AIM OF THE EXERCISE —
Determine how many lines hold "components" and give only that number.

THE INPUT —
-=-=-
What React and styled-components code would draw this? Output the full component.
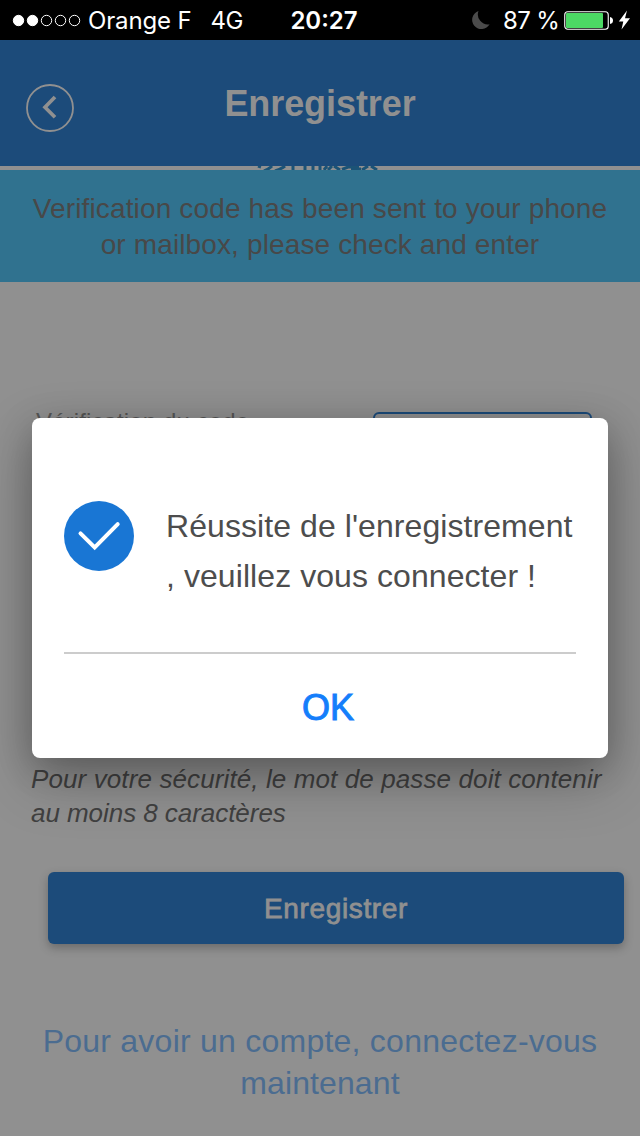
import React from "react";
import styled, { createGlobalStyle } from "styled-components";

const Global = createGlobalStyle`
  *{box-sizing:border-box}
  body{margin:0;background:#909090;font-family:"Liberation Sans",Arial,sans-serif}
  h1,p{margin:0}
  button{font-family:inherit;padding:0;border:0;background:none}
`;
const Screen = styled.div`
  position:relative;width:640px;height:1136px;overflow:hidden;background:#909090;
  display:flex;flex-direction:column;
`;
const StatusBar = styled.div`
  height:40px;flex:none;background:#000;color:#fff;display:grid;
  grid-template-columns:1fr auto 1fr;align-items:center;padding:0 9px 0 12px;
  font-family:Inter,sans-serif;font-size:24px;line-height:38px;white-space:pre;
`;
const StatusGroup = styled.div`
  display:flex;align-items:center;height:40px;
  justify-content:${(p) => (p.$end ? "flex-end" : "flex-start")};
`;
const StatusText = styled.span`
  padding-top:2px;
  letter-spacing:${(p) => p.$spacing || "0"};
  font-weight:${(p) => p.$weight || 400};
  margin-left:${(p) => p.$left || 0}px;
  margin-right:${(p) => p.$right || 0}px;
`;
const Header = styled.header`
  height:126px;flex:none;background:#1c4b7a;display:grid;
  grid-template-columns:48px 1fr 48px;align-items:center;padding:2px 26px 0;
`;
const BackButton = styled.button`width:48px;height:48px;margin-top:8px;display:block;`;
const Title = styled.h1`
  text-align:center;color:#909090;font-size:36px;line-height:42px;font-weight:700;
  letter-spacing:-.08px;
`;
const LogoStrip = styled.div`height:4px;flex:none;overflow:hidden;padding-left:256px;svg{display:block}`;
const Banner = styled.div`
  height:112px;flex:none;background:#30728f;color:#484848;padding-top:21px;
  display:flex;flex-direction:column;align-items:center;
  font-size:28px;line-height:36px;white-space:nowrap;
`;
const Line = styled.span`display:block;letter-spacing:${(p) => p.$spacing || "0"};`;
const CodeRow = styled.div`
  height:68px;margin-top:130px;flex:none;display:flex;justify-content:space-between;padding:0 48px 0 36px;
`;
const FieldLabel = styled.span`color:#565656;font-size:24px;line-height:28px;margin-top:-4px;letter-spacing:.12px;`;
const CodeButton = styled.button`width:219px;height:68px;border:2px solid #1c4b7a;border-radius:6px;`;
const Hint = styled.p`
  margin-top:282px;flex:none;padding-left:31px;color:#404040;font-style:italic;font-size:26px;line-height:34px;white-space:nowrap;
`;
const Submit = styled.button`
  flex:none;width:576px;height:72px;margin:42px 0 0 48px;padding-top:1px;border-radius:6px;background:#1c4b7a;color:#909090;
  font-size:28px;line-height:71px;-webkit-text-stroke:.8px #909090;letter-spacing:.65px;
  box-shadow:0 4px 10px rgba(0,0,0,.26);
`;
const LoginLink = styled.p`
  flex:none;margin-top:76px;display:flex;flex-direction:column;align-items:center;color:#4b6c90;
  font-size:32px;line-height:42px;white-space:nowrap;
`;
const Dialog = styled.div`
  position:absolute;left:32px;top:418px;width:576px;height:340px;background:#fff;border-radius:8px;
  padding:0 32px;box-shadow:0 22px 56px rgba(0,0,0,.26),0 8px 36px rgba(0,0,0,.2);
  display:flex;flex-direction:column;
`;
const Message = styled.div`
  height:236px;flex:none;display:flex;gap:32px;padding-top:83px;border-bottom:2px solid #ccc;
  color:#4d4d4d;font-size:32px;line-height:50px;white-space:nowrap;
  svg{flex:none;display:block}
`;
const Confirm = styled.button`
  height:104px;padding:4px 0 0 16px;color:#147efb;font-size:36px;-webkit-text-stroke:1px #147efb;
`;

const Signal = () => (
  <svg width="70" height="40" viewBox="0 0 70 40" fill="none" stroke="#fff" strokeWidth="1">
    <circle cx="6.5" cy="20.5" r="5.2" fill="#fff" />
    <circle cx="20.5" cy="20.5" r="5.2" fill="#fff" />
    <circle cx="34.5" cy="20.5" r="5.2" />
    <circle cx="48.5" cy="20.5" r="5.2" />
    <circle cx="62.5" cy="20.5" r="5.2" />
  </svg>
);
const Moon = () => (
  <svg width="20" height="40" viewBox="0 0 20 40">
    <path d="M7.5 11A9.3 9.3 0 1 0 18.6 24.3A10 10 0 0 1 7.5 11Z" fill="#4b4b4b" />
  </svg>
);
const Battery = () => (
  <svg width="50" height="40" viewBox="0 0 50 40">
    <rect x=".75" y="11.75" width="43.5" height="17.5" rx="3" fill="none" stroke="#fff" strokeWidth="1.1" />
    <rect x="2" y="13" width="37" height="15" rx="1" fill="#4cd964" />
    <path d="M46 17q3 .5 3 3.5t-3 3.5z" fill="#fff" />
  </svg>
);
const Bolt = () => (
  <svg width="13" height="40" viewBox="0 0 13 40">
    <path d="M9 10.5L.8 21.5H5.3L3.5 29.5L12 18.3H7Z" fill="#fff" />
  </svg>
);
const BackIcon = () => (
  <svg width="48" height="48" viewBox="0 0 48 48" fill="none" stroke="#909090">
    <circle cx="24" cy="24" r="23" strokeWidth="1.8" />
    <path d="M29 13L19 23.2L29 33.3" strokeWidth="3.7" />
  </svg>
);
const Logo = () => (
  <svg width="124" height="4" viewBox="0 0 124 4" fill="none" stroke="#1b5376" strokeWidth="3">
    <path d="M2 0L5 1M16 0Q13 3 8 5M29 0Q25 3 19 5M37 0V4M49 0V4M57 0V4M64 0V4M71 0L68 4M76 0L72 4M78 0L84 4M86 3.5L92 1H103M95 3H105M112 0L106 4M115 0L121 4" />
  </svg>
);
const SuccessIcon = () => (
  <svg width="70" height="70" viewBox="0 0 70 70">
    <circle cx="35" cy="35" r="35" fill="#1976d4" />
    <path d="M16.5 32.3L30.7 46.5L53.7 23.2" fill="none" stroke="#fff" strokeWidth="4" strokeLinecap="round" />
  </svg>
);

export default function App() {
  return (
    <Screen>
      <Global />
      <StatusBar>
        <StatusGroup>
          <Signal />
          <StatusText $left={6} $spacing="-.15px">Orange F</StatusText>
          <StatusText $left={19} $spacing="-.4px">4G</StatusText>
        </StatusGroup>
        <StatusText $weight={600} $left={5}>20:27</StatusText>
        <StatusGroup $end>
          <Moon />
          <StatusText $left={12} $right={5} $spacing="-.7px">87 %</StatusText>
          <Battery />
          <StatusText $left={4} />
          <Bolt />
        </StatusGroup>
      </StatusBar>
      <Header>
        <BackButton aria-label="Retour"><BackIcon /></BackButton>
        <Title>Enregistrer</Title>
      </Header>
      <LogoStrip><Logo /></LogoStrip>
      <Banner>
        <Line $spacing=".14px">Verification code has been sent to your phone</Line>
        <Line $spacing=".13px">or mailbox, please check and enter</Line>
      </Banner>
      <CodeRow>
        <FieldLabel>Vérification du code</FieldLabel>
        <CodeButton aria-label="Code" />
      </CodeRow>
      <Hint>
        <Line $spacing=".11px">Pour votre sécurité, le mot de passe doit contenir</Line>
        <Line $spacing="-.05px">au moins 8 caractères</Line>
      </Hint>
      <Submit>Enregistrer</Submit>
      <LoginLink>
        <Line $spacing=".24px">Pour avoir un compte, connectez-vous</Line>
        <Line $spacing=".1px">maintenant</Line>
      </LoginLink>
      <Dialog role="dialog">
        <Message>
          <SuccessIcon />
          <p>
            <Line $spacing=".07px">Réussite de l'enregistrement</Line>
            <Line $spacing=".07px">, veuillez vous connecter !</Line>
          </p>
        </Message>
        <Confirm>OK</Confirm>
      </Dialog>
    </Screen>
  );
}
-=-=-
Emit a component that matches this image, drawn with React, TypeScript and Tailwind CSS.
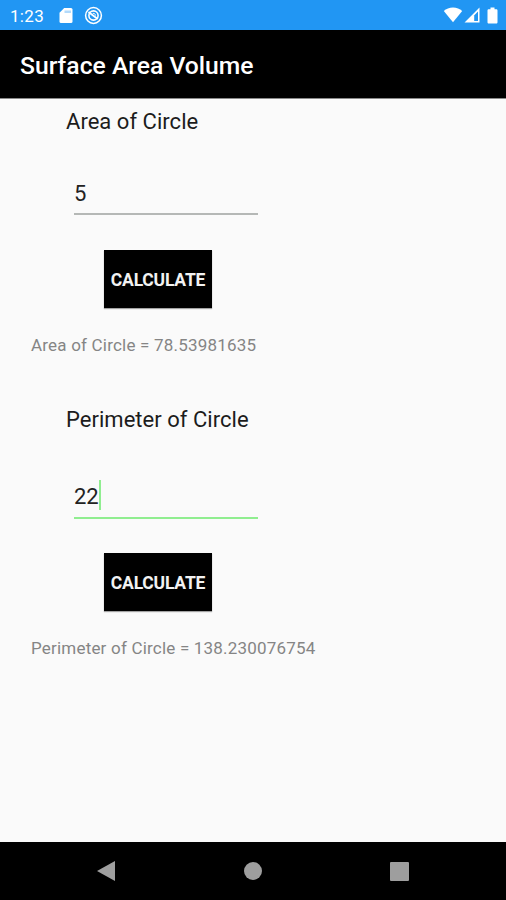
-=-=-
REPLY —
2